The Columbia Encyclopedia, Sixth Edition | 2008 | The Columbia Encyclopedia, Sixth Edition. Copyright 2008 Columbia University Press. (Hide copyright information) Copyright

Vladimir Vladimirovich Putin , 1952-, Russian government official and political leader, b. Leningrad (now St. Petersburg). After graduating from the Leningrad State Univ. law school in 1975 (he also holds a doctorate in economics), he served in the KGB for 15 years, rising to the rank of lieutenant colonel. From 1990 to 1996 he held several posts in the Leningrad (from 1991, St. Petersburg) city government. Moving to Moscow and the national government in 1996, he held high staff positions in the Yeltsin administration and in 1998 became head of the Federal Security Service (FSB), the KGB's successor.

Regarded as intelligent, tough, and hard-working, Putin was chosen by Yeltsin to succeed Sergei Stepashin as prime minister in Aug., 1999. Putin quickly became popular with many Russians for his September invasion of Chechnya in response to terrorism and the invasion of Dagestan by Chechen militants. After parties aligned with Putin won solid support in the Dec., 1999, parliamentary elections, Yeltsin resigned, and Putin became acting president. In the elections of Mar., 2000, Putin bested ten other candidates to become Russia's president.

Putin moved quickly to reassert the central government's authority over the various republics, regions, and other administrative units and has sought to exert control over elements of the independent media. He also has worked to revamp, and reduce the size of, the military. He won enactment of liberal economic reforms and ratification of international arms agreements, while also renewing ties with former Soviet client states and maintaining Russia's strong opposition to proposed U.S. ballistic missile defenses (see Strategic Defense Initiative ).

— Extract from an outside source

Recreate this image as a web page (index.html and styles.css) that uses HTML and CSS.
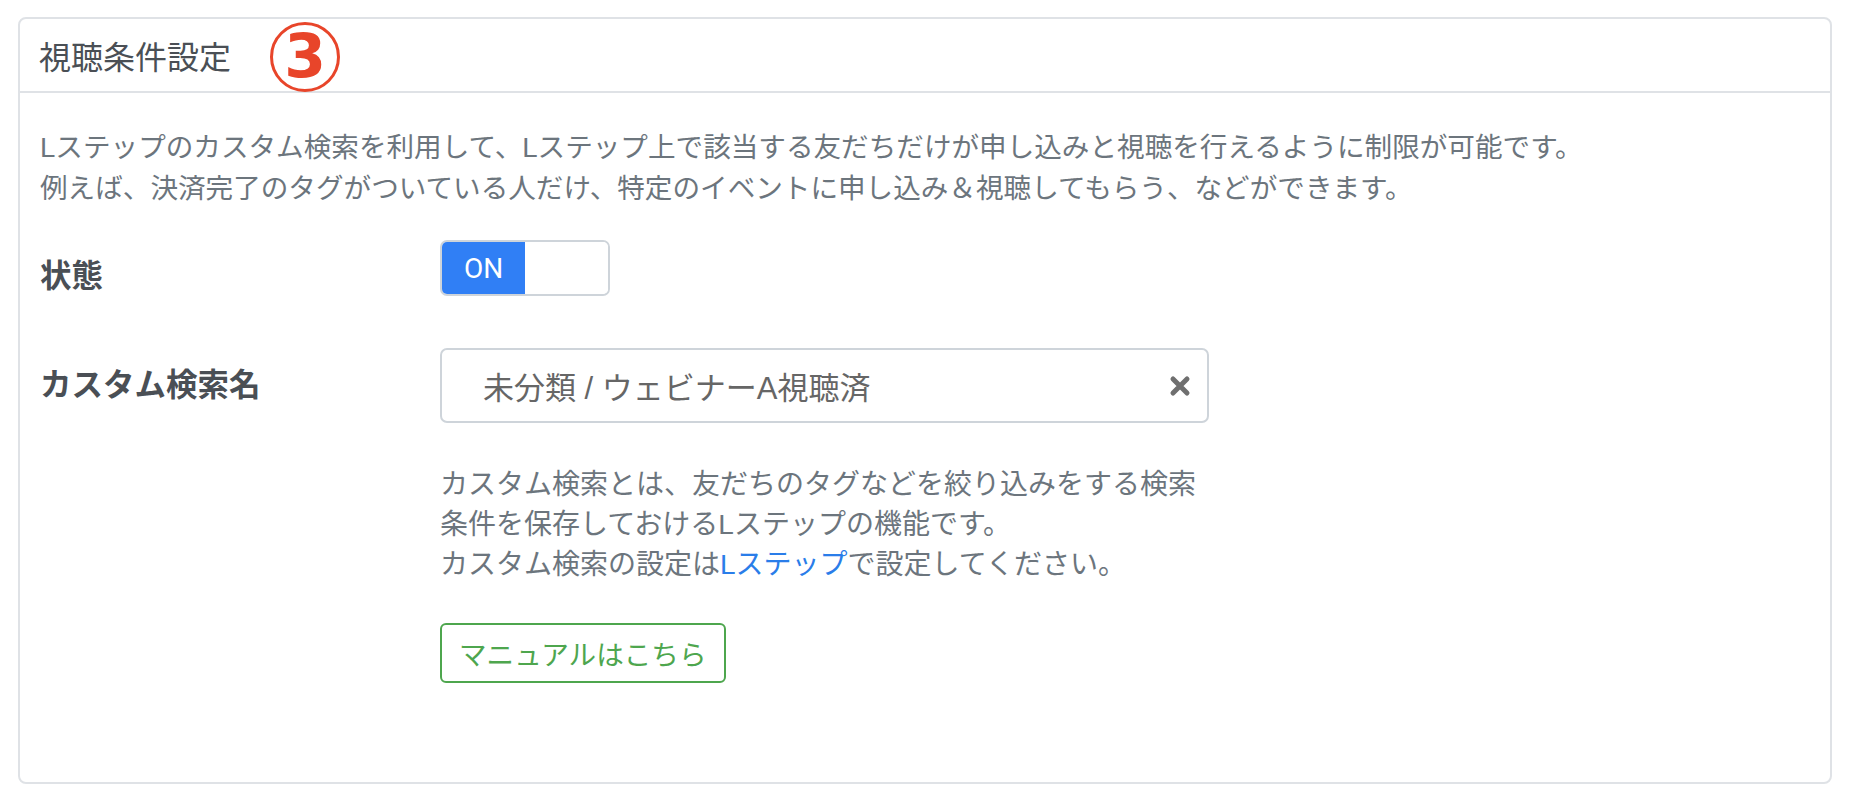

Although Putin has been, in the main, popular with the Russian public, his reputation suffered when he was perceived to have acted belatedly after the Russian submarine Kursk sank in Aug., 2000. By the end of his second year in office, however, the Russian president's position had visibly strengthened, as he became apparently successful in stabilizing the government and the economy, the latter achieved in part through banking, labor, and private-property reforms and in part through a fortuitous rise in oil prices (Russia's principal export). Legal reforms gave greater protection to the accused and increased powers to judges, bringing Russian judicial practice more in line with that of the West. In 2001 and 2002, Putin criticized, but accepted, the U.S. withdrawal from the ABM treaty as it proceeded with its development of its missile defense system, while signing a treaty reducing the number of U.S. and Russian nuclear warheads and establishing closer relations with the United States and NATO.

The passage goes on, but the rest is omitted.